I see myself as a steward of the land and believe that I have the responsibility to improve it for future generations.
Nature is efficient in its processes and cycles. True sustainability in a place requires understanding what the land already does and integrating food production into it.
Describe your experience as a young Italian-American woman farming in Italy. How does being different from most of the other farmers in your community put you at an advantage or disadvantage?
I have seen my different background primarily as an advantage. Farming in the 21st century requires making a decisive break from the ways of the past and finding new models that can help us manage and mitigate the effects of climate change and global instability.
I still rely on the local knowledge of my older neighbors and community members to understand aspects of why certain crops can grow here and others can’t, but the global experience I have allows me to imagine solutions and ways forward that are not as accessible to people who have lived here their whole lives.
Implementing those ideas is an uphill battle because I am not from here. I don’t know the ways in which things are done. In time, maybe it’ll become easier, but it is difficult because processes for change and business management are different in Italy than they are in the U.S.
Raised by an American mother and an Italian father, you have straddled two cultures since you were a child. How has this come to define who you are and what has it taught you about life?
My dual cultural background is an important part of my identity. At its best, it means that I am able to navigate and have a fulfilling experience in two different cultures. At its worst, it means that sometimes, even as a farmer, I feel “placeless” and like I don’t have a place to call “home.” The truth is, many people come from many different places and very few of us are tied to one place.
Being exposed and immersed so fully in two different (although related) cultures has taught me that culture matters. It impacts (in a very real way) how people think and act, what they value and how they understand and experience the world. There are many different ways to approach a certain situation, and unless there is an understanding between people that cultural differences deeply impact experience, it can be hard to find common ground. I feel fortunate to come from two cultures, and I try to apply the best of both when trying to live a full life.
Unless there is an understanding that cultural differences deeply impact experience, it can be hard to find common ground.
Many Americans are familiar with the concept of “la dolce vita,” which tends to be tied to the physical experience of being in Italy. What can Americans learn from the Italian approach to life that they can take with them wherever they go?
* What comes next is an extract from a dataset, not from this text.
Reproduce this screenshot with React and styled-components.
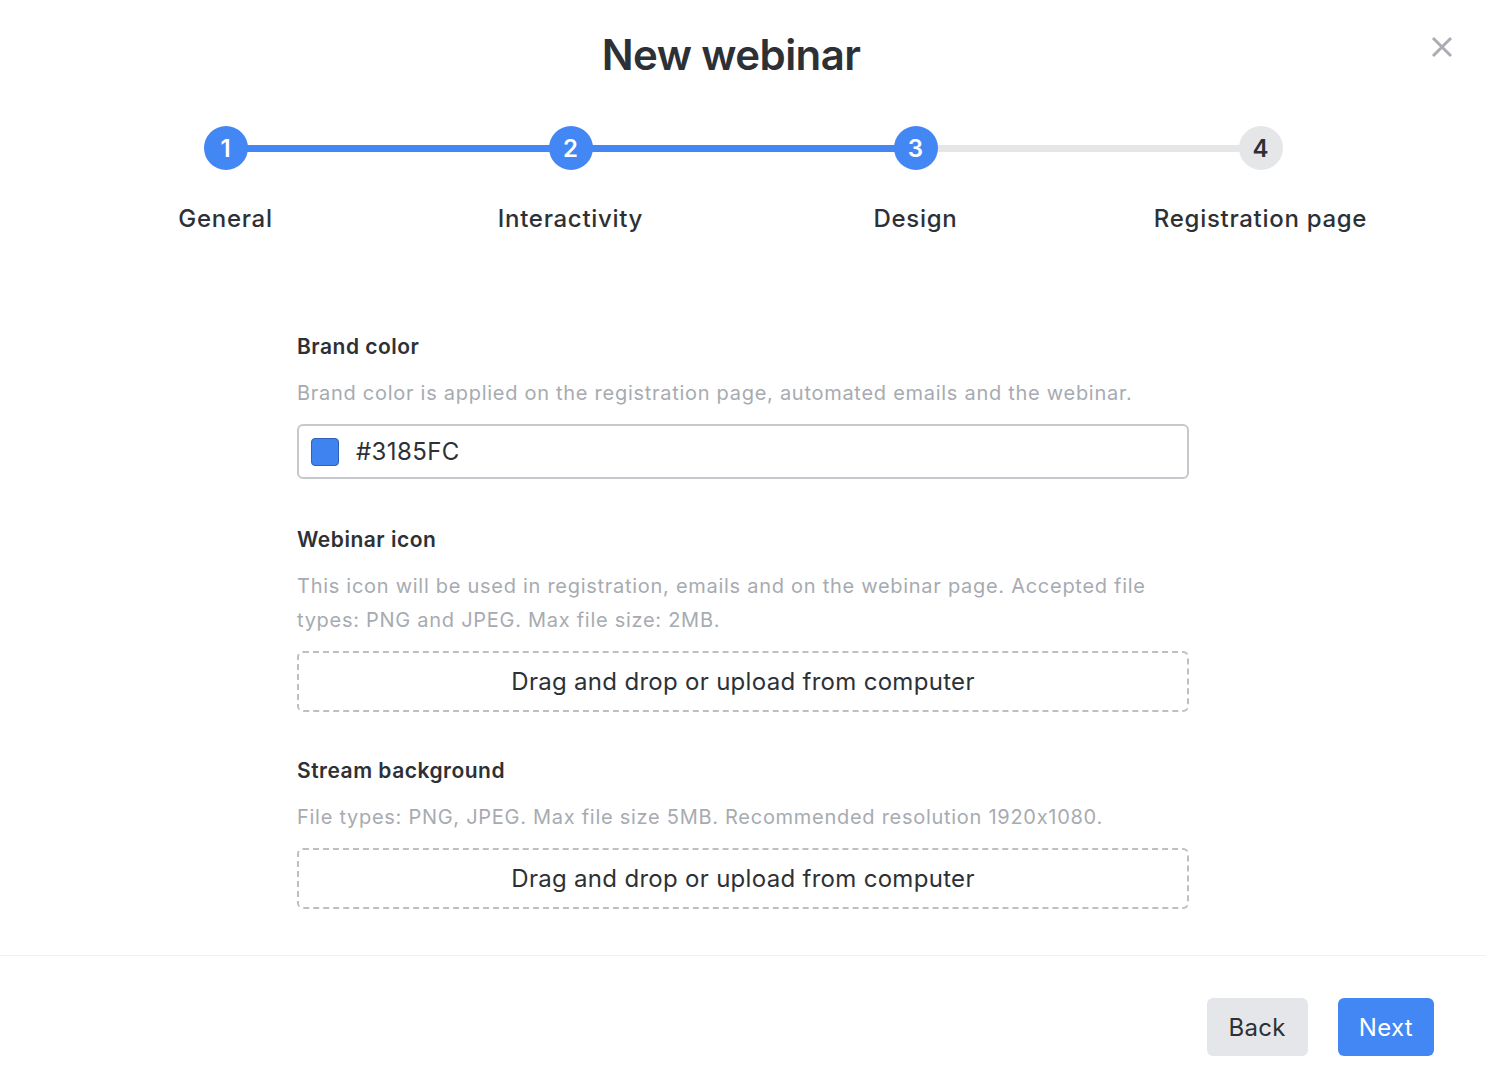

“La dolce vita” is an expression of core values that the Italian culture holds. It basically means that life should and can be enjoyed despite all of the suffering, uncertainty and pain that occurs in the normal course of living. It is an attribute that makes Italians resilient and able to adapt quickly to new and changing situations.
Americans would do well to learn from this approach to life. It is counter to the obsession that Americans often have with step-by-step process, results-driven and linear thinking. I think Americans get lost culturally or feel more emptiness in the face of uncertainty and questions of meaning because they are disconnected from core values that confer positive feelings in life—like connecting with and loving people, enjoying the small pleasures of the day and taking in all of the beauty of this life.
Before living in rural Tuscany, you lived in New York City and Washington, D.C. How did you adjust to this change of lifestyle? Do you have any recommendations for someone considering relocating from a big city to the countryside?
I did move to rural Tuscany from Washington, D.C., but it is important to know that I had spent several seasons working on farms and living in rural areas after high school and during college. Through those experiences, I learned how to build community in rural areas and that rural areas are vibrant places with lots going on if you know where to look and how to engage.
The biggest cost of the move to rural Tuscany for me personally was the social cost. It has taken years to build a personal and professional network that challenges and comforts me in ways similar to what I had in the U.S.
If someone is considering relocating from the big city to the countryside, then I would recommend not going cold turkey all at once. Start with periods of time, if possible, or experiences that can help you understand what it’s like to live in a rural area. Every place has its advantages and disadvantages and getting to know a new place is kind of like dating. You take steps to learn whether it’s a good fit.
The other thing that is important to know about living in a rural area is that you are not moving there to close yourself off from the world (hopefully!) but to engage in a business or activity that makes you engage with the world. I often think about advice I read from a farmer once about how modern farmers must be both extremely connected and tied to a specific place but that we must also be global in our thinking and our markets in order to address all of the challenges we face.
What advice do you have for young women interested in pursuing a career in farming?
Go for it! Many of the world’s farmers are women. There were many women before you and there will be many women after you who will steward the land. And yes, farming tends to be a male-dominated sector. But which sector isn’t once you look at who is in positions of power and decision-making?
Don’t be scared of motors and mechanics. You will learn what you need to know. Don’t be scared of male-dominated farming institutions. You will find people who respect you because you are contributing to the rural economy and livelihood.
Also, don’t be afraid of your ideas, thoughts and experiences. They are your added value. Treat people with respect and fairness, and, in time, you will build a community that treats you in the same way.
Don’t be afraid of your ideas, thoughts and experiences. They are your added value.
Knowing what you know now, what advice would you give to your younger self?
It is a pervasive yet very unfortunate aspect of our culture that women are held to standards of perfection in everything we do. As a consequence, we internalize much of the guilt that happens when we can’t be everything to all people. This guilt creates real obstacles to overcoming fear of failure and of letting others down.
Being an entrepreneur and running any type of business inevitably involves failure and letting others down. You cannot be all things to all people. It’s bad for business and for your health and wellbeing.
As the boss, I had to learn how to shape the business to work for me instead of sacrificing myself for the business. It took a ton of work on myself—on learning how to listen to myself, have faith in my voice and set boundaries. It also took a ton of work within the business, including ultimately changing staff and partners, markets, practices, systems and procedures. Today, the business and I are in a better position to face the uncertainties and opportunities of the future.
To my younger self, I would say, “You will fail. You will make mistakes. You will let people down. You will not please everyone, and it will be OK.”